Verse 22 — Marriage Regulations The marital legislation for priests operates on two tiers. First, the general prohibition: priests may not marry a widow (except under the condition immediately named) or a divorced woman. Second, the affirmative norm: they are to marry virgins "of the offspring of the house of Israel," or, exceptionally, the widow of a priest. This legislation, stricter than that for Levites generally, parallels and tightens Leviticus 21:7–14, which reserves the highest marital purity standard — virginity exclusively — for the High Priest alone, while allowing ordinary priests to marry widows of laypersons. Ezekiel's vision applies the High Priestly standard more broadly to the Zadokite priests, suggesting an elevation and intensification of holiness for the whole priesthood of the restored order. The theological logic is covenantal: the priest's marriage is itself a kind of sacred sign.
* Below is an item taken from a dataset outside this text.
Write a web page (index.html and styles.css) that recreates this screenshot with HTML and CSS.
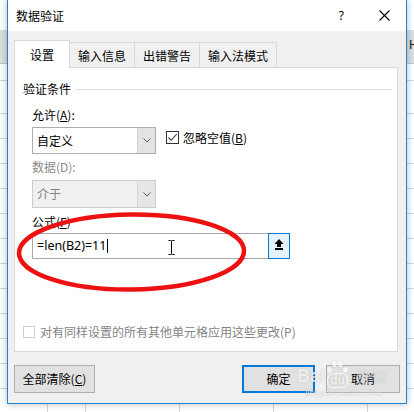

His household is to mirror the undivided fidelity and the freshness of covenant beginnings that Israel owed to God. A widow from the lay community, however honorable, carried the history of another union; a divorced woman carried the fracture of a broken covenant. Neither image cohered with the symbolism of priestly life as a living sign of God's pure, total claim. The exception for the widow of a priest preserves equity: her prior life was already ordered entirely within the priestly world, and so no symbolic rupture is introduced. The virgin "of the offspring of the house of Israel" — of the covenant people — ensures that the priest's household is itself rooted in Israel's sacred identity.